Consider stock investors. I will often visit the Yahoo message board for a particular stock. Investors post messages throughout the day sharing their insight about a company and why it is destined to rise or fall. As one might expect, investors who are "long" – who stand to make money if the stock rises – see nothing but silver linings in every tidbit of company news. Conversely, short sellers – who profit if the stock goes down – react sneeringly to each bit of information as proof that the company is doomed. Recently I bought some stock that went boom and bust. I found myself getting sucked into these same feelings of fear and hope that were directly staked to my investment.

All beliefs are marked by a corresponding investment. Consequently, they cloud our ability to discriminate with impartiality. In the same way, public servants are required to divest themselves of their investments before they can act on a case with impartiality.

From a spiritual point of view, the opposite of belief is not disbelief, it is gnosis.

A belief is a mental or emotional investment made outside of ourselves – an investment in an idea, person, system, reward, punishment or a god.
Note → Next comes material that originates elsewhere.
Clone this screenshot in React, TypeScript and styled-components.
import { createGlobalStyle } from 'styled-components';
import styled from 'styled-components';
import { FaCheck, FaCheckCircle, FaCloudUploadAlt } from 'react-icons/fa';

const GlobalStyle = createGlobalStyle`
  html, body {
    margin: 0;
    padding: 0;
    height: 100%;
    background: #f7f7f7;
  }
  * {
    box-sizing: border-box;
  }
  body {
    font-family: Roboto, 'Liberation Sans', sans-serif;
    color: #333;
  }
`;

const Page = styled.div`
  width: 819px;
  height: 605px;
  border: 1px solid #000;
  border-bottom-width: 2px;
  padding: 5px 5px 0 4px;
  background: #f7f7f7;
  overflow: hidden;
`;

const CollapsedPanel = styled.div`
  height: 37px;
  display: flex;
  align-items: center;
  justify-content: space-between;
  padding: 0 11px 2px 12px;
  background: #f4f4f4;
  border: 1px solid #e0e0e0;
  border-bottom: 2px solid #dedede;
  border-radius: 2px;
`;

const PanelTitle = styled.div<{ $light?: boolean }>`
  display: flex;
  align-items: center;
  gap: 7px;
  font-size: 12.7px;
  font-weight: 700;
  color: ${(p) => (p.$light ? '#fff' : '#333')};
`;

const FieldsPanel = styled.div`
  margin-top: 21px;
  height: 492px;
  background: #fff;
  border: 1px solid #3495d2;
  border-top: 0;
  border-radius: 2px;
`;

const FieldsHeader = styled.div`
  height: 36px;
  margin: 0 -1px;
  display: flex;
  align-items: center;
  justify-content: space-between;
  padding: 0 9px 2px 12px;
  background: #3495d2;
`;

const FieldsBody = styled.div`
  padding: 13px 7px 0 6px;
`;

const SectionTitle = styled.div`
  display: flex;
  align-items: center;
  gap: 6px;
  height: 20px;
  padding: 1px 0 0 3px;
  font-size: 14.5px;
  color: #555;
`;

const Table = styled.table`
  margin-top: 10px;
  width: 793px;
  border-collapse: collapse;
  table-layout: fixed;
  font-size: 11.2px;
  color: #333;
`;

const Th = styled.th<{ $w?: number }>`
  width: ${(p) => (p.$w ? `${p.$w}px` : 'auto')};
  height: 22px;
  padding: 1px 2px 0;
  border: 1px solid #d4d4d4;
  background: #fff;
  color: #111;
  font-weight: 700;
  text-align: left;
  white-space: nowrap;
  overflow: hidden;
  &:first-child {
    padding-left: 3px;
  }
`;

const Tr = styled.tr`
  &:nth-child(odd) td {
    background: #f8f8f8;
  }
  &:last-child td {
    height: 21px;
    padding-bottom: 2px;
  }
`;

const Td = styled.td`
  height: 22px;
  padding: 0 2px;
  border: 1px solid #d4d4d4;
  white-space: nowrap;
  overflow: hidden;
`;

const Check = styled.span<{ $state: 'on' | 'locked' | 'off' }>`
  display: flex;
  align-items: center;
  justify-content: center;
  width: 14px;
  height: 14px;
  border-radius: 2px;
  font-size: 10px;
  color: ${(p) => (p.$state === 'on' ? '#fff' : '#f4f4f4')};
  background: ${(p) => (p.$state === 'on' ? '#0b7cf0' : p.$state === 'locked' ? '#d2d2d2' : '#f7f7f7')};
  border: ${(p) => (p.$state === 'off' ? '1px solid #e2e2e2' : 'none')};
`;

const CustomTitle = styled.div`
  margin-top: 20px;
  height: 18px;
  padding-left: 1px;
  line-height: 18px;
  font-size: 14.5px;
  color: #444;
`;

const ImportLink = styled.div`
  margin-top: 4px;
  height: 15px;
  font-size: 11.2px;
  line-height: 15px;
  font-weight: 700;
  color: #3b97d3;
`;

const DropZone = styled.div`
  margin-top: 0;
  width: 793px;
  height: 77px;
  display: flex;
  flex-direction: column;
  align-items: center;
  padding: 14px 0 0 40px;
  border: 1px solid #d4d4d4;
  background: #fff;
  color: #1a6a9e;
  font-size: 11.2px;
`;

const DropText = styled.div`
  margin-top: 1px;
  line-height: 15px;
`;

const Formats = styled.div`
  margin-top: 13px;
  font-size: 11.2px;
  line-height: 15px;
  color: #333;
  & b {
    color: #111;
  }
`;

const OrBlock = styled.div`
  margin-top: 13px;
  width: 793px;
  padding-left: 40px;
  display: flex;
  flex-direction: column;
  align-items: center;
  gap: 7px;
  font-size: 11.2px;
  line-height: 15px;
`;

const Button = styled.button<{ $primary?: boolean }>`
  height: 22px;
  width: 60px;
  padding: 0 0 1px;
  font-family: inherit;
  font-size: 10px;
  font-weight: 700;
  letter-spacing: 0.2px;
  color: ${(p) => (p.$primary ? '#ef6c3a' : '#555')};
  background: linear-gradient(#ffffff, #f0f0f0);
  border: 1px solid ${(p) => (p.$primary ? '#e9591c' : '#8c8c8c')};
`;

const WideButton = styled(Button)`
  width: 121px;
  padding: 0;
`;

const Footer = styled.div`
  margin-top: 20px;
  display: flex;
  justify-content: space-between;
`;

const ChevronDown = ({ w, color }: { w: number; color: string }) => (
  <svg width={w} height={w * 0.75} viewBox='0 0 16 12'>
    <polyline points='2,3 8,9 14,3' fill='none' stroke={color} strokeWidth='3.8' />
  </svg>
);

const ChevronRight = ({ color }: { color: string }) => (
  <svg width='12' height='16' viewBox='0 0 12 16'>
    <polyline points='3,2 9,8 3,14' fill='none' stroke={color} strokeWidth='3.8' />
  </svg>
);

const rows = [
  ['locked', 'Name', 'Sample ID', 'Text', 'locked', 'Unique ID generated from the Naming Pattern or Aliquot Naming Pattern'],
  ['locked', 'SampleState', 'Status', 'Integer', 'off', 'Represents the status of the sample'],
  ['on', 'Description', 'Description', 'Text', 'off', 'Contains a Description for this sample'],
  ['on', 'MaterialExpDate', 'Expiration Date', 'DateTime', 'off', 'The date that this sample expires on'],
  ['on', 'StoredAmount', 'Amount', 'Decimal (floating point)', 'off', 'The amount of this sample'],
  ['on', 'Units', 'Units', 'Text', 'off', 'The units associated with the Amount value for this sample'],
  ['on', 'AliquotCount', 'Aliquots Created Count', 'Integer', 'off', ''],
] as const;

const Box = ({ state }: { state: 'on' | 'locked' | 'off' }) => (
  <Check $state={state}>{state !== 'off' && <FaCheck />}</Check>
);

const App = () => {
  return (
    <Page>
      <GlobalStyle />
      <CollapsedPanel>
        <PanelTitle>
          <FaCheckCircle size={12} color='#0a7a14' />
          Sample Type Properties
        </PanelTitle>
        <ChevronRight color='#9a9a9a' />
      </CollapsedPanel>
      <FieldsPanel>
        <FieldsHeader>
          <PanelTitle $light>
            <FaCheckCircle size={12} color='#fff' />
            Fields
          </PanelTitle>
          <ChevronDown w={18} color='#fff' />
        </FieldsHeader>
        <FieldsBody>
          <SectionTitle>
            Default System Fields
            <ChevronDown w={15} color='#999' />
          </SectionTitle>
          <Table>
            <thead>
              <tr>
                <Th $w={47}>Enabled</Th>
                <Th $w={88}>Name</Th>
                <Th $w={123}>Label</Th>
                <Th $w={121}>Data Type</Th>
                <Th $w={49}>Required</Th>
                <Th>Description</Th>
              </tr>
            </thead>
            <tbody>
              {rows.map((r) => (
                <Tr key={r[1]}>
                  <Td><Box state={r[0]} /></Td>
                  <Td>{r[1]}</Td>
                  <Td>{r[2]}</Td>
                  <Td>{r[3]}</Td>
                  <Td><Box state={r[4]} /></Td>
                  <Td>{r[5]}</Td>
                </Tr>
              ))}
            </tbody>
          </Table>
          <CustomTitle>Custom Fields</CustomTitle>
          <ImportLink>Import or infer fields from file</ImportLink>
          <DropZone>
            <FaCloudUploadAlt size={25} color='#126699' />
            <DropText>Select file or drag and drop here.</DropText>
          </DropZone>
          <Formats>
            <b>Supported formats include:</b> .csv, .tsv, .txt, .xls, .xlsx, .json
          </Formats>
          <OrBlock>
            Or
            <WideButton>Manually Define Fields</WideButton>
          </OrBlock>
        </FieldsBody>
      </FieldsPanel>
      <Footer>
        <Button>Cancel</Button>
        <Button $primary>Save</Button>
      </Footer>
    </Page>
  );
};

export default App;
Gnosis is the direct apprehension of what is – without any intermediary. Beliefs stand in the way of gnosis. Gnosis is not filtered through a belief system, it is self awareness in the truest sense – with all expectation and pretense stripped away

One might think that it is easy to shed a belief. But in actuality, there is no greater sacrifice than to put a single belief into the crucible of truth. This is because the cloak of our identity is woven from beliefs. When a belief is challenged, the first impulse is to cling ever more tightly to the belief. The Salon article quotes an American devotee who clings in this way as he responds to the charges:

"Any sexual contact Baba has had with devotees -- of whatever kind -- has actually been only a potent blessing, given to awaken the spiritual power within those souls. Who can call that 'wrong'? Surely to call such contact 'molestation' is perversity itself."

Sai Baba, who apparently rarely gives interviews, responded to the charges by questioning the faith of his devotees:

"Some devotees seem to be disturbed over these false statements. They are not true devotees at all. Having known the mighty power of Sai, why should you be afraid of the 'cawing of crows'? All that is written on walls [or] said in political meetings, or the vulgar tales carried by the print media, should not carry one away."

Eventually, the belief system is threatened altogether, precipitating a crisis. Until that time, real feelings are sublimated behind the emotional blind spots formed by the belief. A spouse’s adultery, a child getting in trouble with the law, a betrayal of any kind – these are usually too painful to acknowledge because they threaten the belief system at its core.

The soul has an early warning system that a belief system is being challenged. It is usually a sinking feeling as one’s reference points dissolve. This is the moment where we are challenged to abandon the safe harbor of status quo and allow the future to come in. This radically disruptive energy shatters the patterns of the past. It comes as a form of grace that is prompted by the yearning of the soul.

Are beliefs inherently bad? Certainly not. Indeed, one of the latifas in our exercise is "I believe." But, beliefs must evolve beyond fear and hope until they lead us to the threshold of gnosis.

I offer this essay on beliefs, not to stir anthills, but as an invitation to renew our work. God gives us the opportunity to create space inside for the truly creative energy that continuously yearns to dissolve the patterns of our past and renew our world.